What are the downsides?

It isn’t always straightforward to calculate and verify the emissions abated by carbon insetting. With offsetting, you simply buy carbon credits for however many tonnes of carbon you want to offset. With insetting, you may end up responsible for calculating the carbon savings your project is making. An insetting feasibility study carried out for the coffee producer Green Mountain Coffee Roasters observed: “Bringing the carbon activities to the land from which the company sources agricultural product means moving away from the energy based credits like solar or wind that are easier to document, quantify, validate and monitor.” The company was concerned that moving to less externally verifiable ways of offsetting would diminish its green credibility.

However, it is worth noting that renewable energy projects, popular in traditional offsetting because the emissions savings are easy to quantify, have a lower likelihood of additionality – so you can measure the amount of dirty energy theoretically “saved” by a clean energy project and count that as an offset, but never be sure whether or not it would have happened anyway.

The other main downside of insetting is the amount of engagement required. You can’t just write a cheque and consider your business relieved of its climate obligations. However, many of the businesses that use insetting find that it’s actually beneficial to be more closely involved in the process. If you’re examining every area of your business and supply chain for insetting opportunities, you usually end up learning a lot, finding potential efficiency savings and strengthening relationships. It also means taking more direct responsibility for your company’s emissions, rather than assuming you can pay a completely separate organisation to compensate for them.
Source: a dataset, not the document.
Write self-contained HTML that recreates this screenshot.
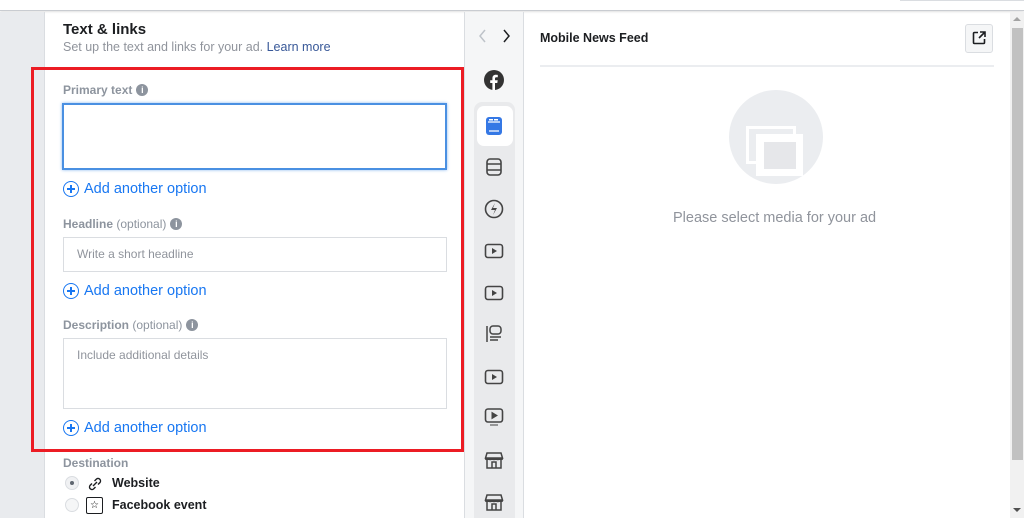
<!DOCTYPE html>
<html><head><meta charset="utf-8"><style>
*{margin:0;padding:0;box-sizing:border-box}
body{width:1024px;height:518px;overflow:hidden;background:#fff;font-family:"Liberation Sans",Arial,sans-serif;position:relative}
.a{position:absolute}
.lbl{font-size:12px;font-weight:bold;color:#8d949e}
.lbl span{font-weight:normal}
.info{display:inline-block;width:12px;height:12px;border-radius:50%;background:#8d949e;color:#fff;font-size:9px;text-align:center;line-height:12px;font-weight:bold;font-style:normal;font-family:"Liberation Sans",sans-serif;vertical-align:1px;margin-left:4px}
.inp{border:1px solid #dadde1;background:#fff;font-size:12px;color:#90949c;padding:9px 13px}
.add{font-size:14.5px;color:#1877f2;display:flex;align-items:center}
.add i{display:inline-block;width:16px;height:16px;border:1.3px solid #1877f2;border-radius:50%;position:relative;margin-right:5px}
.add i:before{content:"";position:absolute;left:3px;top:6.4px;width:7.5px;height:1.3px;background:#1877f2}
.add i:after{content:"";position:absolute;top:3px;left:6.4px;height:7.5px;width:1.3px;background:#1877f2}
.ic{position:absolute;left:484px}
</style></head><body>
<div class="a" style="left:0;top:0;width:1024px;height:11px;background:#fff;border-bottom:1px solid #c9ccd1;box-shadow:0 1px 2px rgba(0,0,0,.12)"></div>
<div class="a" style="left:900px;top:0;width:124px;height:1px;background:#dadde1"></div>
<div class="a" style="left:0;top:12px;width:45px;height:506px;background:#e9ebee;border-right:1px solid #dadde1"></div>
<div class="a" style="left:464px;top:12px;width:60px;height:506px;background:#f5f6f7;border-left:1px solid #dadde1;border-right:1px solid #dadde1"></div>
<div class="a" style="left:474px;top:102px;width:41px;height:416px;background:#e9eaec;border-radius:8px 8px 0 0"></div>
<div class="a" style="left:477px;top:106px;width:36px;height:40px;background:#fff;border-radius:7px"></div>

<div class="a" style="left:63px;top:21px;font-size:15px;font-weight:bold;color:#1c1e21">Text &amp; links</div>
<div class="a" style="left:63px;top:40px;font-size:12.5px;color:#90949c">Set up the text and links for your ad. <span style="color:#385898">Learn more</span></div>

<div class="a" style="left:31px;top:67px;width:433px;height:385px;border:3px solid #ec1c24"></div>

<div class="a lbl" style="left:63px;top:83px">Primary text<i class="info">i</i></div>
<div class="a" style="left:62px;top:103px;width:385px;height:67px;border:2px solid #4a90e2;box-shadow:0 0 3px #8ab8f0"></div>
<div class="a add" style="left:63px;top:181px"><i></i>Add another option</div>

<div class="a lbl" style="left:63px;top:217px">Headline <span>(optional)</span><i class="info">i</i></div>
<div class="a inp" style="left:63px;top:237px;width:384px;height:35px">Write a short headline</div>
<div class="a add" style="left:63px;top:283px"><i></i>Add another option</div>

<div class="a lbl" style="left:63px;top:318px">Description <span>(optional)</span><i class="info">i</i></div>
<div class="a inp" style="left:63px;top:338px;width:384px;height:71px">Include additional details</div>
<div class="a add" style="left:63px;top:420px"><i></i>Add another option</div>

<div class="a lbl" style="left:63px;top:456px">Destination</div>
<div class="a" style="left:65px;top:476px;width:14px;height:14px;border-radius:50%;background:#f0f1f3;border:1px solid #dadde1"><div style="width:4px;height:4px;background:#606770;border-radius:50%;margin:4px"></div></div>
<svg class="a" style="left:86px;top:475px" width="18" height="18" viewBox="0 0 18 18" fill="none" stroke="#1c1e21" stroke-width="1.4"><path d="M7 11l4-4M6 8.5l-2 2a2.5 2.5 0 003.5 3.5l2-2M12 9.5l2-2A2.5 2.5 0 0010.5 4l-2 2"/></svg>
<div class="a" style="left:112px;top:476px;font-size:12.5px;font-weight:bold;color:#1c1e21">Website</div>
<div class="a" style="left:65px;top:498px;width:14px;height:14px;border-radius:50%;background:#f5f6f7;border:1px solid #dadde1"></div>
<div class="a" style="left:86px;top:497px;width:17px;height:17px;border:1.4px solid #1c1e21;border-radius:2px;font-size:10px;text-align:center;line-height:15px">☆</div>
<div class="a" style="left:112px;top:498px;font-size:12.5px;font-weight:bold;color:#1c1e21">Facebook event</div>

<!-- icon column -->
<svg class="a" style="left:477px;top:28px" width="40" height="16" fill="none" stroke-width="1.5"><path d="M8 2L3 8l5 6" stroke="#bec3c9"/><path d="M27 2l5 6-5 6" stroke="#1c1e21"/></svg>
<svg class="ic" style="top:70px" width="20" height="20" viewBox="0 0 20 20"><circle cx="10" cy="10" r="10" fill="#333"/><path d="M11 20v-7h2.3l.4-2.7H11V8.6c0-.8.3-1.3 1.4-1.3h1.4V4.9a18 18 0 00-2-.1c-2 0-3.4 1.2-3.4 3.5v2H6.2V13h2.2v7z" fill="#fff"/></svg>
<svg class="ic" style="top:116px" width="20" height="20" viewBox="0 0 20 20"><rect x="2" y="1" width="16" height="18" rx="3" fill="#3578e5"/><path d="M4 6h12M5 15h10" stroke="#fff" stroke-width="1.3"/><rect x="5" y="3" width="4" height="1.5" fill="#fff"/><rect x="10" y="3" width="4" height="1.5" fill="#fff"/></svg>
<svg class="ic" style="top:157px" width="20" height="20" viewBox="0 0 20 20" fill="none" stroke="#444" stroke-width="1.6"><rect x="3" y="2" width="14" height="16" rx="3"/><path d="M3 7h14M3 13h14"/></svg>
<svg class="ic" style="top:199px" width="20" height="20" viewBox="0 0 20 20" fill="none" stroke="#444" stroke-width="1.6"><circle cx="10" cy="10" r="8.5"/><path d="M11 4l-4 7h4l-2 5 4-7H9z" fill="#444" stroke="none"/></svg>
<svg class="ic" style="top:241px" width="20" height="20" viewBox="0 0 20 20"><rect x="1.5" y="3.5" width="17" height="13" rx="2.5" fill="none" stroke="#444" stroke-width="1.6"/><path d="M8 7v6l5-3z" fill="#444"/></svg>
<svg class="ic" style="top:283px" width="20" height="20" viewBox="0 0 20 20"><rect x="1.5" y="3.5" width="17" height="13" rx="2.5" fill="none" stroke="#444" stroke-width="1.6"/><path d="M8 7v6l5-3z" fill="#444"/></svg>
<svg class="ic" style="top:324px" width="20" height="20" viewBox="0 0 20 20" fill="none" stroke="#444" stroke-width="1.5"><path d="M3 2v16"/><rect x="6" y="2" width="11" height="8" rx="3"/><path d="M6 13h11M6 16h8"/></svg>
<svg class="ic" style="top:367px" width="20" height="20" viewBox="0 0 20 20"><rect x="1.5" y="3.5" width="17" height="13" rx="2.5" fill="none" stroke="#444" stroke-width="1.6"/><path d="M8 7v6l5-3z" fill="#444"/></svg>
<svg class="ic" style="top:407px" width="20" height="20" viewBox="0 0 20 20"><rect x="1.5" y="2" width="17" height="13" rx="2.5" fill="none" stroke="#444" stroke-width="1.6"/><path d="M8 5.5v6l5-3zM6 18h8" fill="#444" stroke="#444" stroke-width="1"/></svg>
<svg class="ic" style="top:450px" width="20" height="20" viewBox="0 0 20 20" fill="none" stroke="#444" stroke-width="1.5"><path d="M3 3h14l1.5 5h-17zM3 8v10h14V8M8 18v-6h4v6M1.5 8c0 2 3 2 3 0 0 2 3.5 2 3.5 0 0 2 4 2 4 0 0 2 3.5 2 3.5 0 0 2 3 2 3 0"/></svg>
<svg class="ic" style="top:492px" width="20" height="20" viewBox="0 0 20 20" fill="none" stroke="#444" stroke-width="1.5"><path d="M3 3h14l1.5 5h-17zM3 8v10h14V8M8 18v-6h4v6M1.5 8c0 2 3 2 3 0 0 2 3.5 2 3.5 0 0 2 4 2 4 0 0 2 3.5 2 3.5 0 0 2 3 2 3 0"/></svg>

<!-- preview -->
<div class="a" style="left:540px;top:31px;font-size:12.5px;font-weight:bold;color:#1c1e21">Mobile News Feed</div>
<div class="a" style="left:965px;top:24px;width:28px;height:29px;border:1px solid #dadde1;border-radius:3px;background:#f5f6f7"></div>
<svg class="a" style="left:971px;top:30px" width="16" height="16" viewBox="0 0 16 16" fill="none" stroke="#1c1e21" stroke-width="1.6"><path d="M7 2.5H3.5a1 1 0 00-1 1v9a1 1 0 001 1h9a1 1 0 001-1V9M9 2h5v5M14 2L8 8"/></svg>
<div class="a" style="left:540px;top:65px;width:454px;height:2px;background:#ebedf0"></div>
<div class="a" style="left:729px;top:90px;width:94px;height:94px;border-radius:50%;background:#ebedf0"></div>
<div class="a" style="left:746px;top:126px;width:50px;height:38px;background:#fff"></div>
<div class="a" style="left:749px;top:129px;width:7px;height:32px;background:#ebedf0"></div>
<div class="a" style="left:749px;top:129px;width:44px;height:5px;background:#ebedf0"></div>
<div class="a" style="left:756px;top:134px;width:47px;height:42px;border:solid #fff;border-width:8px 7px 7px 8px;background:#e6e7ea"></div>
<div class="a" style="left:673px;top:210px;font-size:14.5px;color:#90949c">Please select media for your ad</div>

<!-- scrollbar -->
<div class="a" style="left:1010px;top:12px;width:14px;height:506px;background:#f1f1f1"></div>
<div class="a" style="left:1012px;top:28px;width:11px;height:432px;background:#c1c1c1"></div>
<div class="a" style="left:1013px;top:17px;width:0;height:0;border-left:4px solid transparent;border-right:4px solid transparent;border-bottom:4px solid #a3a3a3"></div>
<div class="a" style="left:1013px;top:508px;width:0;height:0;border-left:4px solid transparent;border-right:4px solid transparent;border-top:4px solid #505050"></div>
</body></html>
Key differences at a glance

Carbon offsetting Carbon insetting
It’s a straightforward financial transaction: you pay a separate organisation to reduce or absorb emissions on your behalf so you don’t have to do it yourself. It means getting involved: you work with areas of your business or organisations closely connected to your business to identify ways to cut or remove carbon.
When you’re comparing offsetting schemes, the information you gather has no relevance beyond helping you choose which one. Looking for insetting opportunities within your organisation or closely linked organisations usually means finding out valuable information about your own processes and building stronger links with stakeholders.
Usually, the project you invest in is already running – you just choose it and invest in it. Usually, you get involved earlier in the process, helping to create the project or at least supporting it from the start.
Money spent on offsets is gone from your business once it’s spent. Money spent on insetting stays within your company’s value chain.
You don’t need to do the work of measuring and verifying the carbon reductions because the offset scheme does it for you. Measuring and verifying the emissions saved by your company’s insetting scheme may be a more complex task and there may not be an established methodology for this.
It’s straightforward to get externally verified carbon credits, because this is handled for you by the offsetting scheme. It’s harder and may not be possible to get your insetting scheme to pass an external audit which can grant carbon credits.
It’s a well established concept, but critics have compared offsets to “get out of jail free” cards, arguing that they help companies avoid taking responsibility for their own direct emissions. It’s a newer and less well understood concept. It involves taking more direct responsibility, but critics warn that insetting allows unscrupulous companies to double-count their emissions cuts as both reductions and offsets.